Challenge:
For the copy, please give all of the data again exactly and leave the pictures out.

---+---

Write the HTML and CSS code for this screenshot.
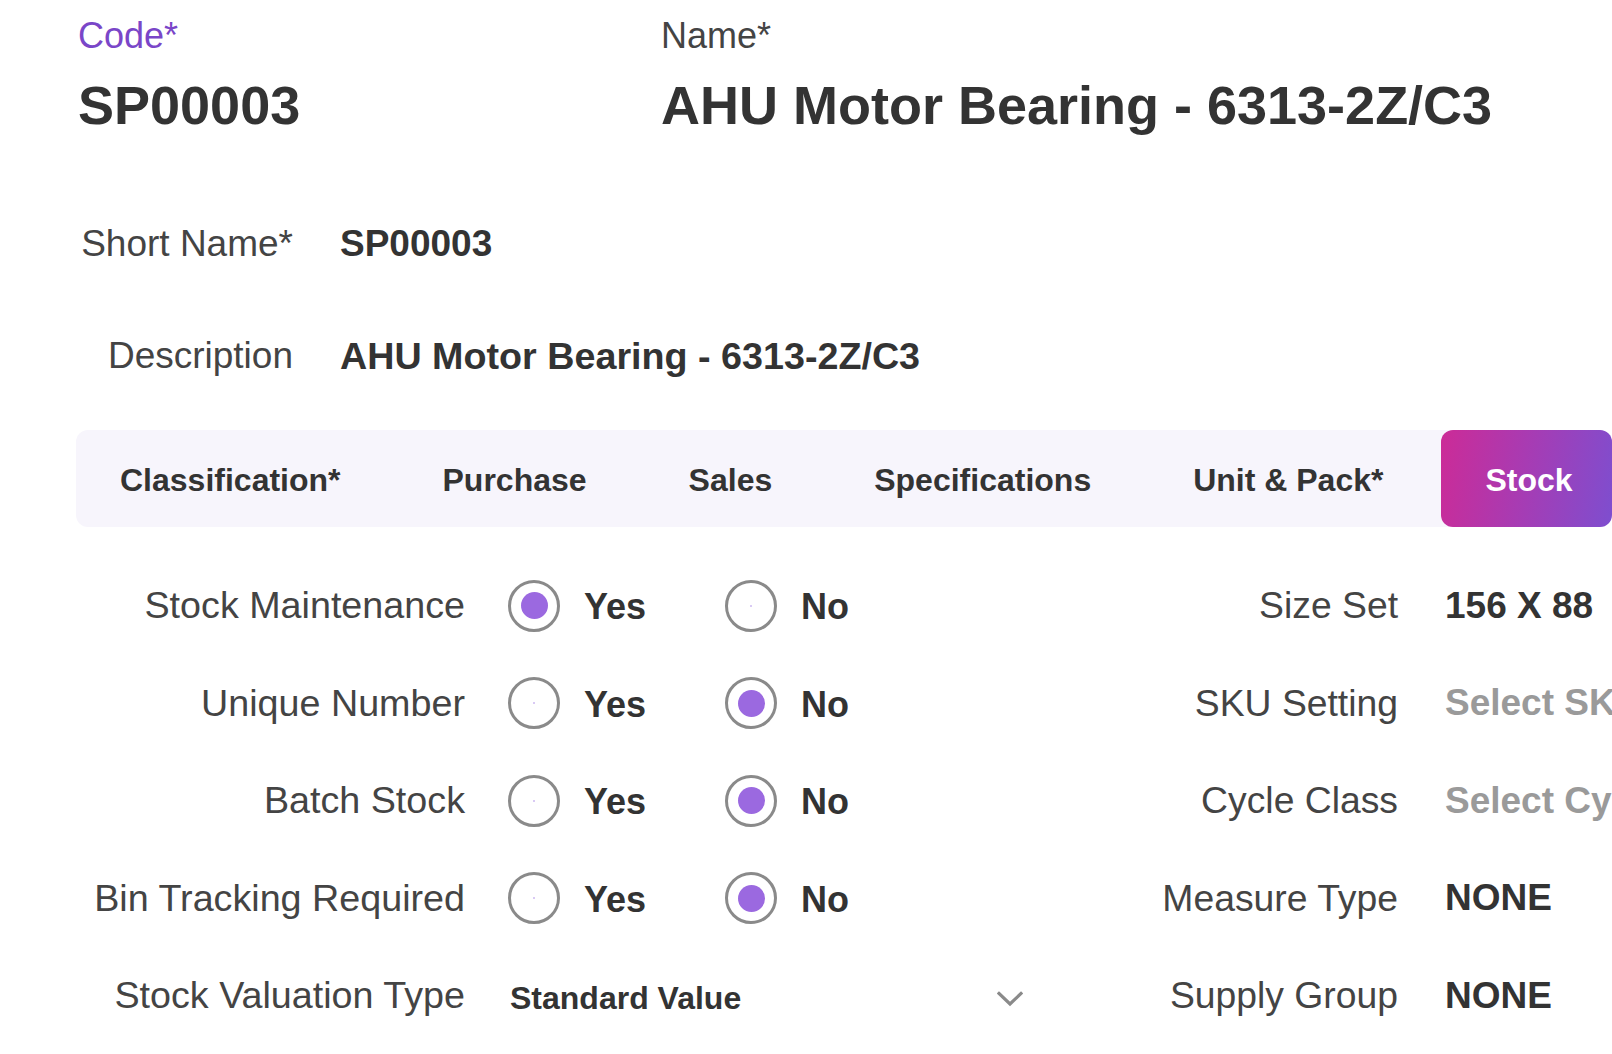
FILE: index.html
```html
<!DOCTYPE html>
<html lang="en">
<head>
<meta charset="utf-8">
<title>Item - SP00003</title>
<link rel="stylesheet" href="styles.css">
</head>
<body>
<div class="page">
  <div class="header">
    <div class="head-field">
      <div class="head-label head-label--accent">Code*</div>
      <div class="head-value">SP00003</div>
    </div>
    <div class="head-field">
      <div class="head-label">Name*</div>
      <div class="head-value">AHU Motor Bearing - 6313-2Z/C3</div>
    </div>
  </div>

  <div class="meta">
    <div class="meta-label">Short Name*</div>
    <div class="meta-value">SP00003</div>
    <div class="meta-label">Description</div>
    <div class="meta-value meta-value--long">AHU Motor Bearing - 6313-2Z/C3</div>
  </div>

  <div class="tabs">
    <div class="tab">Classification*</div>
    <div class="tab">Purchase</div>
    <div class="tab">Sales</div>
    <div class="tab">Specifications</div>
    <div class="tab">Unit &amp; Pack*</div>
    <div class="tab tab--active">Stock</div>
  </div>

  <div class="form">
    <div class="f-label">Stock Maintenance</div>
    <div class="f-control">
      <label class="option"><span class="radio radio--on"><span class="dot"></span></span><span class="opt-text">Yes</span></label>
      <label class="option"><span class="radio"><span class="dot"></span></span><span class="opt-text">No</span></label>
    </div>
    <div class="r-label">Size Set</div>
    <div class="r-value">156 X 88</div>

    <div class="f-label">Unique Number</div>
    <div class="f-control">
      <label class="option"><span class="radio"><span class="dot"></span></span><span class="opt-text">Yes</span></label>
      <label class="option"><span class="radio radio--on"><span class="dot"></span></span><span class="opt-text">No</span></label>
    </div>
    <div class="r-label">SKU Setting</div>
    <div class="r-value r-value--placeholder">Select SKU Setting</div>

    <div class="f-label">Batch Stock</div>
    <div class="f-control">
      <label class="option"><span class="radio"><span class="dot"></span></span><span class="opt-text">Yes</span></label>
      <label class="option"><span class="radio radio--on"><span class="dot"></span></span><span class="opt-text">No</span></label>
    </div>
    <div class="r-label">Cycle Class</div>
    <div class="r-value r-value--placeholder">Select Cycle Class</div>

    <div class="f-label">Bin Tracking Required</div>
    <div class="f-control">
      <label class="option"><span class="radio"><span class="dot"></span></span><span class="opt-text">Yes</span></label>
      <label class="option"><span class="radio radio--on"><span class="dot"></span></span><span class="opt-text">No</span></label>
    </div>
    <div class="r-label">Measure Type</div>
    <div class="r-value">NONE</div>

    <div class="f-label">Stock Valuation Type</div>
    <div class="f-control">
      <div class="select">
        <span class="select-text">Standard Value</span>
        <svg class="chevron" width="26" height="16" viewBox="0 0 26 16" aria-hidden="true">
          <polyline points="2,2.5 13,13 24,2.5" fill="none" stroke="#8a8a8a" stroke-width="3.2" stroke-linecap="square" stroke-linejoin="miter"/>
        </svg>
      </div>
    </div>
    <div class="r-label">Supply Group</div>
    <div class="r-value">NONE</div>
  </div>
</div>
</body>
</html>
```

FILE: styles.css
```css
html, body {
  margin: 0;
  padding: 0;
  background: #ffffff;
  overflow: hidden;
}

body {
  font-family: "Liberation Sans", Arial, Helvetica, sans-serif;
  color: #333333;
  width: 1612px;
  height: 1054px;
}

.page {
  padding: 12px 0 0 76px;
}

/* Header */
.header {
  display: grid;
  grid-template-columns: 583px auto;
  padding-left: 2px;
}

.head-label {
  margin-top: 3px;
  font-size: 36px;
  line-height: 42px;
  color: #444444;
  white-space: nowrap;
}

.head-label--accent {
  color: #7a46c8;
}

.head-value {
  margin-top: 17px;
  font-size: 54px;
  line-height: 62px;
  font-weight: 700;
  color: #333333;
  white-space: nowrap;
}

/* Short name / description */
.meta {
  display: grid;
  grid-template-columns: 217px auto;
  column-gap: 47px;
  row-gap: 68px;
  margin-top: 86px;
}

.meta-label {
  font-size: 37px;
  line-height: 44px;
  color: #444444;
  text-align: right;
  white-space: nowrap;
}

.meta-value {
  font-size: 37px;
  line-height: 44px;
  font-weight: 700;
  color: #333333;
  white-space: nowrap;
}

.meta-value--long {
  font-size: 37.7px;
}

/* Tabs */
.tabs {
  display: flex;
  flex-wrap: nowrap;
  gap: 14px;
  height: 97px;
  margin-top: 52px;
  background: #f7f5fc;
  border-radius: 12px;
}

.tab {
  flex-shrink: 0;
  display: flex;
  align-items: center;
  padding: 4px 44px 0;
  font-size: 32px;
  font-weight: 700;
  color: #333333;
  white-space: nowrap;
}

.tab--active {
  padding: 4px 39px 0 44px;
  color: #ffffff;
  border-radius: 12px;
  background: linear-gradient(100deg, #cc2b97 0%, #a63cb4 50%, #7e4ecf 100%);
}

/* Stock form */
.form {
  display: grid;
  grid-template-columns: 389px 573px 360px auto;
  grid-auto-rows: 97.5px;
  align-items: center;
  margin-top: 30px;
}

.f-label {
  font-size: 37.7px;
  color: #444444;
  text-align: right;
  white-space: nowrap;
}

.f-control {
  display: flex;
  align-items: center;
  padding-left: 43px;
}

.option {
  display: flex;
  align-items: center;
  gap: 24px;
  width: 217px;
}

.radio {
  box-sizing: border-box;
  width: 52px;
  height: 52px;
  border: 3.5px solid #8a8a8a;
  border-radius: 50%;
  display: flex;
  align-items: center;
  justify-content: center;
  flex-shrink: 0;
}

.radio .dot {
  width: 2px;
  height: 2px;
  border-radius: 50%;
  background: #cdb8f0;
}

.radio--on .dot {
  width: 27px;
  height: 27px;
  background: #9b69e0;
}

.opt-text {
  margin-top: 3px;
  font-size: 36px;
  font-weight: 700;
  color: #333333;
}

.select {
  box-sizing: border-box;
  width: 530px;
  display: flex;
  align-items: center;
  justify-content: space-between;
  padding: 0 15px 0 2px;
}

.select-text {
  margin-top: 5px;
  font-size: 32px;
  font-weight: 700;
  color: #333333;
  white-space: nowrap;
}

.chevron {
  display: block;
  margin-top: 6px;
}

.r-label {
  font-size: 37.3px;
  color: #444444;
  text-align: right;
  white-space: nowrap;
}

.r-value {
  padding-left: 47px;
  font-size: 37px;
  font-weight: 700;
  color: #333333;
  white-space: nowrap;
}

.r-value--placeholder {
  color: #9a9a9a;
}
```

---+---

Completed exercise:
Write the HTML and CSS code for this screenshot.
FILE: index.html
```html
<!DOCTYPE html>
<html lang="en">
<head>
<meta charset="utf-8">
<title>Item - SP00003</title>
<link rel="stylesheet" href="styles.css">
</head>
<body>
<div class="page">
  <div class="header">
    <div class="head-field">
      <div class="head-label head-label--accent">Code*</div>
      <div class="head-value">SP00003</div>
    </div>
    <div class="head-field">
      <div class="head-label">Name*</div>
      <div class="head-value">AHU Motor Bearing - 6313-2Z/C3</div>
    </div>
  </div>

  <div class="meta">
    <div class="meta-label">Short Name*</div>
    <div class="meta-value">SP00003</div>
    <div class="meta-label">Description</div>
    <div class="meta-value meta-value--long">AHU Motor Bearing - 6313-2Z/C3</div>
  </div>

  <div class="tabs">
    <div class="tab">Classification*</div>
    <div class="tab">Purchase</div>
    <div class="tab">Sales</div>
    <div class="tab">Specifications</div>
    <div class="tab">Unit &amp; Pack*</div>
    <div class="tab tab--active">Stock</div>
  </div>

  <div class="form">
    <div class="f-label">Stock Maintenance</div>
    <div class="f-control">
      <label class="option"><span class="radio radio--on"><span class="dot"></span></span><span class="opt-text">Yes</span></label>
      <label class="option"><span class="radio"><span class="dot"></span></span><span class="opt-text">No</span></label>
    </div>
    <div class="r-label">Size Set</div>
    <div class="r-value">156 X 88</div>

    <div class="f-label">Unique Number</div>
    <div class="f-control">
      <label class="option"><span class="radio"><span class="dot"></span></span><span class="opt-text">Yes</span></label>
      <label class="option"><span class="radio radio--on"><span class="dot"></span></span><span class="opt-text">No</span></label>
    </div>
    <div class="r-label">SKU Setting</div>
    <div class="r-value r-value--placeholder">Select SKU Setting</div>

    <div class="f-label">Batch Stock</div>
    <div class="f-control">
      <label class="option"><span class="radio"><span class="dot"></span></span><span class="opt-text">Yes</span></label>
      <label class="option"><span class="radio radio--on"><span class="dot"></span></span><span class="opt-text">No</span></label>
    </div>
    <div class="r-label">Cycle Class</div>
    <div class="r-value r-value--placeholder">Select Cycle Class</div>

    <div class="f-label">Bin Tracking Required</div>
    <div class="f-control">
      <label class="option"><span class="radio"><span class="dot"></span></span><span class="opt-text">Yes</span></label>
      <label class="option"><span class="radio radio--on"><span class="dot"></span></span><span class="opt-text">No</span></label>
    </div>
    <div class="r-label">Measure Type</div>
    <div class="r-value">NONE</div>

    <div class="f-label">Stock Valuation Type</div>
    <div class="f-control">
      <div class="select">
        <span class="select-text">Standard Value</span>
        <svg class="chevron" width="26" height="16" viewBox="0 0 26 16" aria-hidden="true">
          <polyline points="2,2.5 13,13 24,2.5" fill="none" stroke="#8a8a8a" stroke-width="3.2" stroke-linecap="square" stroke-linejoin="miter"/>
        </svg>
      </div>
    </div>
    <div class="r-label">Supply Group</div>
    <div class="r-value">NONE</div>
  </div>
</div>
</body>
</html>
```

FILE: styles.css
```css
html, body {
  margin: 0;
  padding: 0;
  background: #ffffff;
  overflow: hidden;
}

body {
  font-family: "Liberation Sans", Arial, Helvetica, sans-serif;
  color: #333333;
  width: 1612px;
  height: 1054px;
}

.page {
  padding: 12px 0 0 76px;
}

/* Header */
.header {
  display: grid;
  grid-template-columns: 583px auto;
  padding-left: 2px;
}

.head-label {
  margin-top: 3px;
  font-size: 36px;
  line-height: 42px;
  color: #444444;
  white-space: nowrap;
}

.head-label--accent {
  color: #7a46c8;
}

.head-value {
  margin-top: 17px;
  font-size: 54px;
  line-height: 62px;
  font-weight: 700;
  color: #333333;
  white-space: nowrap;
}

/* Short name / description */
.meta {
  display: grid;
  grid-template-columns: 217px auto;
  column-gap: 47px;
  row-gap: 68px;
  margin-top: 86px;
}

.meta-label {
  font-size: 37px;
  line-height: 44px;
  color: #444444;
  text-align: right;
  white-space: nowrap;
}

.meta-value {
  font-size: 37px;
  line-height: 44px;
  font-weight: 700;
  color: #333333;
  white-space: nowrap;
}

.meta-value--long {
  font-size: 37.7px;
}

/* Tabs */
.tabs {
  display: flex;
  flex-wrap: nowrap;
  gap: 14px;
  height: 97px;
  margin-top: 52px;
  background: #f7f5fc;
  border-radius: 12px;
}

.tab {
  flex-shrink: 0;
  display: flex;
  align-items: center;
  padding: 4px 44px 0;
  font-size: 32px;
  font-weight: 700;
  color: #333333;
  white-space: nowrap;
}

.tab--active {
  padding: 4px 39px 0 44px;
  color: #ffffff;
  border-radius: 12px;
  background: linear-gradient(100deg, #cc2b97 0%, #a63cb4 50%, #7e4ecf 100%);
}

/* Stock form */
.form {
  display: grid;
  grid-template-columns: 389px 573px 360px auto;
  grid-auto-rows: 97.5px;
  align-items: center;
  margin-top: 30px;
}

.f-label {
  font-size: 37.7px;
  color: #444444;
  text-align: right;
  white-space: nowrap;
}

.f-control {
  display: flex;
  align-items: center;
  padding-left: 43px;
}

.option {
  display: flex;
  align-items: center;
  gap: 24px;
  width: 217px;
}

.radio {
  box-sizing: border-box;
  width: 52px;
  height: 52px;
  border: 3.5px solid #8a8a8a;
  border-radius: 50%;
  display: flex;
  align-items: center;
  justify-content: center;
  flex-shrink: 0;
}

.radio .dot {
  width: 2px;
  height: 2px;
  border-radius: 50%;
  background: #cdb8f0;
}

.radio--on .dot {
  width: 27px;
  height: 27px;
  background: #9b69e0;
}

.opt-text {
  margin-top: 3px;
  font-size: 36px;
  font-weight: 700;
  color: #333333;
}

.select {
  box-sizing: border-box;
  width: 530px;
  display: flex;
  align-items: center;
  justify-content: space-between;
  padding: 0 15px 0 2px;
}

.select-text {
  margin-top: 5px;
  font-size: 32px;
  font-weight: 700;
  color: #333333;
  white-space: nowrap;
}

.chevron {
  display: block;
  margin-top: 6px;
}

.r-label {
  font-size: 37.3px;
  color: #444444;
  text-align: right;
  white-space: nowrap;
}

.r-value {
  padding-left: 47px;
  font-size: 37px;
  font-weight: 700;
  color: #333333;
  white-space: nowrap;
}

.r-value--placeholder {
  color: #9a9a9a;
}
```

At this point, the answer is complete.